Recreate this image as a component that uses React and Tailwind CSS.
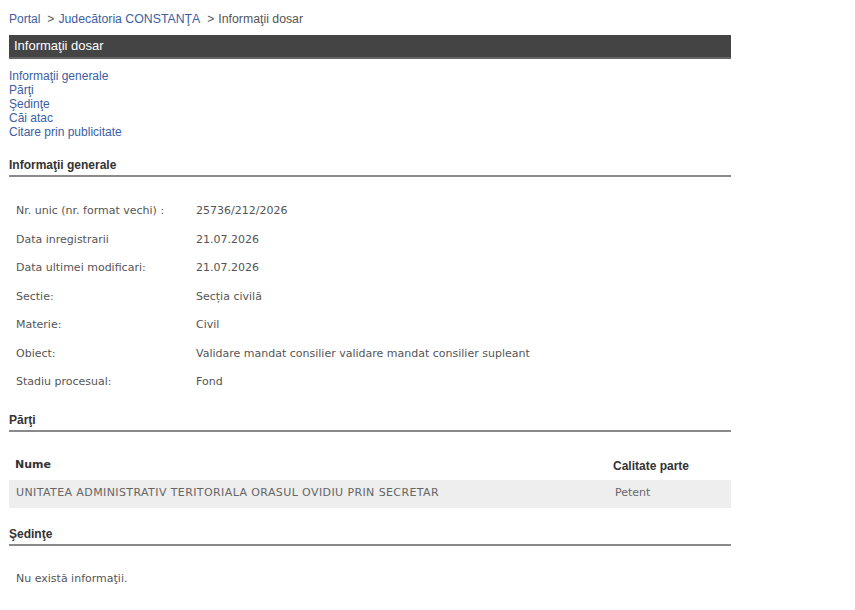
import React from "react";

const rows = [
  ["Nr. unic (nr. format vechi) :", "25736/212/2026"],
  ["Data inregistrarii", "21.07.2026"],
  ["Data ultimei modificari:", "21.07.2026"],
  ["Sectie:", "Secția civilă"],
  ["Materie:", "Civil"],
  ["Obiect:", "Validare mandat consilier validare mandat consilier supleant"],
  ["Stadiu procesual:", "Fond"],
];

const links = ["Informaţii generale", "Părţi", "Şedinţe", "Căi atac", "Citare prin publicitate"];

const arial = "font-['Liberation_Sans',Arial,sans-serif]";
const tahoma = "font-['DejaVu_Sans',Tahoma,sans-serif]";

const Heading = ({ children }) => (
  <div className={`${arial} text-[12px] font-bold text-[#333] border-b-2 border-[#8a8a8a] pb-[3px] leading-[14px]`}>
    {children}
  </div>
);

const App = () => {
  return (
    <div className="min-h-screen bg-white pl-[9px] pt-[12px]">
      <div className="w-[722px]">
        {/* Breadcrumb */}
        <div className={`${arial} text-[12px] leading-[14px] text-[#555] flex`}>
          <a href="#" className="text-[#3c5ea3]">Portal</a>
          <span className="ml-[7px] mr-[4px]">&gt;</span>
          <a href="#" className="text-[#3c5ea3] text-[12.3px]">Judecătoria CONSTANŢA</a>
          <span className="ml-[7px] mr-[4px]">&gt;</span>
          <span className="text-[12.3px]">Informaţii dosar</span>
        </div>

        {/* Title bar */}
        <div className={`${arial} mt-[9px] bg-[#444] border-b-2 border-[#666] text-white text-[13px] leading-[22px] px-[5px]`}>
          Informaţii dosar
        </div>

        {/* Links */}
        <div className={`${arial} mt-[10px] flex flex-col text-[12px] leading-[14px]`}>
          {links.map((l) => (
            <a key={l} href="#" className="text-[#3c5ea3] w-fit">{l}</a>
          ))}
        </div>

        <div className="mt-[19px]">
          <Heading>Informaţii generale</Heading>
        </div>

        {/* General info */}
        <div className={`${tahoma} mt-[20px] text-[11px] text-[#555] flex flex-col`}>
          {rows.map(([k, v]) => (
            <div key={k} className="flex h-[28.5px] items-center">
              <div className="w-[187px] pl-[7px]">{k}</div>
              <div>{v}</div>
            </div>
          ))}
        </div>

        <div className="mt-[16px]">
          <Heading>Părţi</Heading>
        </div>

        {/* Parties */}
        <div className="mt-[20px]">
          <div className="flex h-[28px] items-center text-[#333] font-bold">
            <div className={`${tahoma} flex-1 pl-[6px] text-[11px]`}>Nume</div>
            <div className={`${arial} w-[118px] text-[12px]`}>Calitate parte</div>
          </div>
          <div className={`${tahoma} flex h-[28px] items-center bg-[#eee] text-[11px] text-[#666]`}>
            <div className="flex-1 pl-[7px] tracking-[0.4px]">UNITATEA ADMINISTRATIV TERITORIALA ORASUL OVIDIU PRIN SECRETAR</div>
            <div className="w-[116px]">Petent</div>
          </div>
        </div>

        <div className="mt-[19px]">
          <Heading>Şedinţe</Heading>
        </div>

        <div className={`${tahoma} mt-[25px] pl-[7px] text-[11px] text-[#555]`}>Nu există informaţii.</div>
      </div>
    </div>
  );
};

export default App;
******************************
Description of the task:
Set the pictures aside and transcribe the data above exactly.

Worked answer:
Recreate this image as a component that uses React and Tailwind CSS.
import React from "react";

const rows = [
  ["Nr. unic (nr. format vechi) :", "25736/212/2026"],
  ["Data inregistrarii", "21.07.2026"],
  ["Data ultimei modificari:", "21.07.2026"],
  ["Sectie:", "Secția civilă"],
  ["Materie:", "Civil"],
  ["Obiect:", "Validare mandat consilier validare mandat consilier supleant"],
  ["Stadiu procesual:", "Fond"],
];

const links = ["Informaţii generale", "Părţi", "Şedinţe", "Căi atac", "Citare prin publicitate"];

const arial = "font-['Liberation_Sans',Arial,sans-serif]";
const tahoma = "font-['DejaVu_Sans',Tahoma,sans-serif]";

const Heading = ({ children }) => (
  <div className={`${arial} text-[12px] font-bold text-[#333] border-b-2 border-[#8a8a8a] pb-[3px] leading-[14px]`}>
    {children}
  </div>
);

const App = () => {
  return (
    <div className="min-h-screen bg-white pl-[9px] pt-[12px]">
      <div className="w-[722px]">
        {/* Breadcrumb */}
        <div className={`${arial} text-[12px] leading-[14px] text-[#555] flex`}>
          <a href="#" className="text-[#3c5ea3]">Portal</a>
          <span className="ml-[7px] mr-[4px]">&gt;</span>
          <a href="#" className="text-[#3c5ea3] text-[12.3px]">Judecătoria CONSTANŢA</a>
          <span className="ml-[7px] mr-[4px]">&gt;</span>
          <span className="text-[12.3px]">Informaţii dosar</span>
        </div>

        {/* Title bar */}
        <div className={`${arial} mt-[9px] bg-[#444] border-b-2 border-[#666] text-white text-[13px] leading-[22px] px-[5px]`}>
          Informaţii dosar
        </div>

        {/* Links */}
        <div className={`${arial} mt-[10px] flex flex-col text-[12px] leading-[14px]`}>
          {links.map((l) => (
            <a key={l} href="#" className="text-[#3c5ea3] w-fit">{l}</a>
          ))}
        </div>

        <div className="mt-[19px]">
          <Heading>Informaţii generale</Heading>
        </div>

        {/* General info */}
        <div className={`${tahoma} mt-[20px] text-[11px] text-[#555] flex flex-col`}>
          {rows.map(([k, v]) => (
            <div key={k} className="flex h-[28.5px] items-center">
              <div className="w-[187px] pl-[7px]">{k}</div>
              <div>{v}</div>
            </div>
          ))}
        </div>

        <div className="mt-[16px]">
          <Heading>Părţi</Heading>
        </div>

        {/* Parties */}
        <div className="mt-[20px]">
          <div className="flex h-[28px] items-center text-[#333] font-bold">
            <div className={`${tahoma} flex-1 pl-[6px] text-[11px]`}>Nume</div>
            <div className={`${arial} w-[118px] text-[12px]`}>Calitate parte</div>
          </div>
          <div className={`${tahoma} flex h-[28px] items-center bg-[#eee] text-[11px] text-[#666]`}>
            <div className="flex-1 pl-[7px] tracking-[0.4px]">UNITATEA ADMINISTRATIV TERITORIALA ORASUL OVIDIU PRIN SECRETAR</div>
            <div className="w-[116px]">Petent</div>
          </div>
        </div>

        <div className="mt-[19px]">
          <Heading>Şedinţe</Heading>
        </div>

        <div className={`${tahoma} mt-[25px] pl-[7px] text-[11px] text-[#555]`}>Nu există informaţii.</div>
      </div>
    </div>
  );
};

export default App;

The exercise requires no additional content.